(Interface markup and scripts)

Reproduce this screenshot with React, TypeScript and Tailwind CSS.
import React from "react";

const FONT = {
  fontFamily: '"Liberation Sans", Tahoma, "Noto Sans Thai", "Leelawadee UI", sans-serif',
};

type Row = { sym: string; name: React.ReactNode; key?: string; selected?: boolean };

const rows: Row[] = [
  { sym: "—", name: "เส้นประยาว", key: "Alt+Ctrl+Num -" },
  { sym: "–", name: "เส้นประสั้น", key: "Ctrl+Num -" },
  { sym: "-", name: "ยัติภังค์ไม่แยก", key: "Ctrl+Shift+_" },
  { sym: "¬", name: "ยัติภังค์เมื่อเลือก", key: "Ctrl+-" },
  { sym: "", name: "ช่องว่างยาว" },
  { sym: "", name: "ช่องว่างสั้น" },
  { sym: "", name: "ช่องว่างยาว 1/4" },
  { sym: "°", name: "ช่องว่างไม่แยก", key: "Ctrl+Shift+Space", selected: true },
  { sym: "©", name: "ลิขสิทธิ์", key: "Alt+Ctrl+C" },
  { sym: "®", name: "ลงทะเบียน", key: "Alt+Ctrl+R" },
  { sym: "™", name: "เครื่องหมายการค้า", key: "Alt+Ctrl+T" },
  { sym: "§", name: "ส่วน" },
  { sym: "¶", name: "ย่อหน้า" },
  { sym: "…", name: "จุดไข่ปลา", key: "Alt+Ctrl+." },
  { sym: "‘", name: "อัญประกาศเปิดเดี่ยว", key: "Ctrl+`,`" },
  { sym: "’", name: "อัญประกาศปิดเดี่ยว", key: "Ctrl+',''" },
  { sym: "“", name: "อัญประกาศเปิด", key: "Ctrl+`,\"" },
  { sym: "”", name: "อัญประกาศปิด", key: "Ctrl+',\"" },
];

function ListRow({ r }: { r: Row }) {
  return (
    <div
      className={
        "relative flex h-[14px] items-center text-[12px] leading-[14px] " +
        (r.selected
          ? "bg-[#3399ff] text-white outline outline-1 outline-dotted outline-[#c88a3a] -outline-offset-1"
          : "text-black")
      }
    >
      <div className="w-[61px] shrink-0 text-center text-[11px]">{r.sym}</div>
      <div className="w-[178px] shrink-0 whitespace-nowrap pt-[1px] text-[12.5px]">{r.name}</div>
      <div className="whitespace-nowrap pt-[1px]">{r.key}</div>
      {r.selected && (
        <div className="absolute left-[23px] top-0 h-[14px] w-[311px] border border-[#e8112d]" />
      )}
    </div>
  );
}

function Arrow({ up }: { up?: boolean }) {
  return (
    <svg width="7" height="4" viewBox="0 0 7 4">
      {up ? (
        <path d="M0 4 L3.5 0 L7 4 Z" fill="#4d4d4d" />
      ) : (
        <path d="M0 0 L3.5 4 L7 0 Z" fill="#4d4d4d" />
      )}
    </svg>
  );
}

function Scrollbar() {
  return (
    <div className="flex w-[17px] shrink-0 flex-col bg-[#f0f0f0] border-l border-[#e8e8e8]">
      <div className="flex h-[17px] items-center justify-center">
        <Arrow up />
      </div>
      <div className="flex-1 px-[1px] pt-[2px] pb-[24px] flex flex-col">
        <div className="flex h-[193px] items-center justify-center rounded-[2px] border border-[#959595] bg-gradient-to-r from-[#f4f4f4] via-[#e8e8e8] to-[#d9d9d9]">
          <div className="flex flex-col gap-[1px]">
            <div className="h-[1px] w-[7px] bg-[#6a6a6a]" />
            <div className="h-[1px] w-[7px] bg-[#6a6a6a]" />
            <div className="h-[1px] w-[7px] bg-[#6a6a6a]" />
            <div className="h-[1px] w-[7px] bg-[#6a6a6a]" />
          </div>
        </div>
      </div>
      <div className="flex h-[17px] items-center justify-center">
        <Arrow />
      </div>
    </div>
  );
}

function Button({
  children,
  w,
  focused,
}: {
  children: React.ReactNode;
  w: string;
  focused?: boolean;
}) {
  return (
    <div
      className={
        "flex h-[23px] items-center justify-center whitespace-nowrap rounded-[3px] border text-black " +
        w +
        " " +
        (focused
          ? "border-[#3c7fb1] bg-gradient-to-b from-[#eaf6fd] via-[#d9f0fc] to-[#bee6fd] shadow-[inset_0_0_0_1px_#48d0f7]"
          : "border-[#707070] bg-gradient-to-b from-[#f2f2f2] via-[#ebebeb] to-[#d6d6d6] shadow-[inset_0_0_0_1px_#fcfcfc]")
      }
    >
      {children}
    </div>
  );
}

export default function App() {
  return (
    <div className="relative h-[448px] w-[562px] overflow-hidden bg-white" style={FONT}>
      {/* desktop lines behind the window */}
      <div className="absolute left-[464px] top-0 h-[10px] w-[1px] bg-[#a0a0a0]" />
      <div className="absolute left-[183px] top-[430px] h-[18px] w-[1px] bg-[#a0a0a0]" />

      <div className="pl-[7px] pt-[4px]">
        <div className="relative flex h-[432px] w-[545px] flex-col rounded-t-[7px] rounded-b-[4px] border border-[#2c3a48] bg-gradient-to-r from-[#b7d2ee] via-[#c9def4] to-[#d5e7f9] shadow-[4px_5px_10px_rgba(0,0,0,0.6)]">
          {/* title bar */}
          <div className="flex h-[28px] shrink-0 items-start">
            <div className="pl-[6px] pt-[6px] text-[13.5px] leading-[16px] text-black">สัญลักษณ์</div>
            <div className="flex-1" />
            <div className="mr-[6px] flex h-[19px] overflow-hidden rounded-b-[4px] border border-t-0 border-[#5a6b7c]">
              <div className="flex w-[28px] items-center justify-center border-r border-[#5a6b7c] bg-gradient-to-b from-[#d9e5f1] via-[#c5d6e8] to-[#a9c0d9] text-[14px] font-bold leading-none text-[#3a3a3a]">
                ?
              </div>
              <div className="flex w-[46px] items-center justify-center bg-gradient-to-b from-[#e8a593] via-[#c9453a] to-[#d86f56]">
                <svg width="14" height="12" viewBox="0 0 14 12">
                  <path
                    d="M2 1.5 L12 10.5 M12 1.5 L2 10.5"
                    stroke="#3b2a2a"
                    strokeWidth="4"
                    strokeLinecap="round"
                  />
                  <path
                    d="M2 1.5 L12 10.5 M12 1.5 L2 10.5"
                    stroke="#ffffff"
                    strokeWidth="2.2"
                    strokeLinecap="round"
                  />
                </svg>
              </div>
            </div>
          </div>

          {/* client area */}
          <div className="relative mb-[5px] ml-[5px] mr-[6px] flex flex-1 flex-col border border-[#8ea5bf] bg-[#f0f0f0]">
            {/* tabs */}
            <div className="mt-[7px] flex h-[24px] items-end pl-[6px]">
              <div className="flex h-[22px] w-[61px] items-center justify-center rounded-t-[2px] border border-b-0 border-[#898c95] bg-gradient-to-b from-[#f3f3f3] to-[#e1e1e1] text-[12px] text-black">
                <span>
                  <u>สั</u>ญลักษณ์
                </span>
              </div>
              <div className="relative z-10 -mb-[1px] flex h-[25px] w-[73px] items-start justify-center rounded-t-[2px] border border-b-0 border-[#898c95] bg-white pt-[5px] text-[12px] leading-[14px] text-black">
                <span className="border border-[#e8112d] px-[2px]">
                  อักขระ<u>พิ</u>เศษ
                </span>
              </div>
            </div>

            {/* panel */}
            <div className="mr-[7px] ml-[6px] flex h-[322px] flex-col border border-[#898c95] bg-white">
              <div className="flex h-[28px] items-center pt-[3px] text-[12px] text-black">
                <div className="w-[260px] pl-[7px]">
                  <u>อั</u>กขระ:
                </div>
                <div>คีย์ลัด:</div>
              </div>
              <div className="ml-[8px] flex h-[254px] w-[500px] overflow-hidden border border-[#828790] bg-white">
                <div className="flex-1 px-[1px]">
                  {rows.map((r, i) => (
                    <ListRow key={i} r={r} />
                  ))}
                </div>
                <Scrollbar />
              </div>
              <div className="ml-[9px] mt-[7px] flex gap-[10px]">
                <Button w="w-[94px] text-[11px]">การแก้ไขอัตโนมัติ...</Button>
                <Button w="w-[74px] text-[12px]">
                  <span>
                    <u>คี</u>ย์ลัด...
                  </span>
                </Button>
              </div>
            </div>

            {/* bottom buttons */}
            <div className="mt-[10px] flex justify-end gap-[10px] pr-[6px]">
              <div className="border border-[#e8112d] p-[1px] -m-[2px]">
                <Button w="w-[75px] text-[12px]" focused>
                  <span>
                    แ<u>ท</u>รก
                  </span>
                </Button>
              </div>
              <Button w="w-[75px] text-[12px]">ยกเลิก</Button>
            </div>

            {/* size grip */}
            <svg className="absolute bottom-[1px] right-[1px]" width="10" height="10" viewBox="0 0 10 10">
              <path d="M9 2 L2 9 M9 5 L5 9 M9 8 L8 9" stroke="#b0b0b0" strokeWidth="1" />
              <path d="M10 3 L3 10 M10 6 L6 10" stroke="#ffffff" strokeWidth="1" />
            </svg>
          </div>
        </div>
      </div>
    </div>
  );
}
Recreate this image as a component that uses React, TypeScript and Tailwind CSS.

* [Given instruction] From the first line above through the line that contains "string; name: React.ReactNode;", quote each line exactly. Output nothing more.

* [Written solution]
Reproduce this screenshot with React, TypeScript and Tailwind CSS.
import React from "react";

const FONT = {
  fontFamily: '"Liberation Sans", Tahoma, "Noto Sans Thai", "Leelawadee UI", sans-serif',
};

type Row = { sym: string; name: React.ReactNode; key?: string; selected?: boolean };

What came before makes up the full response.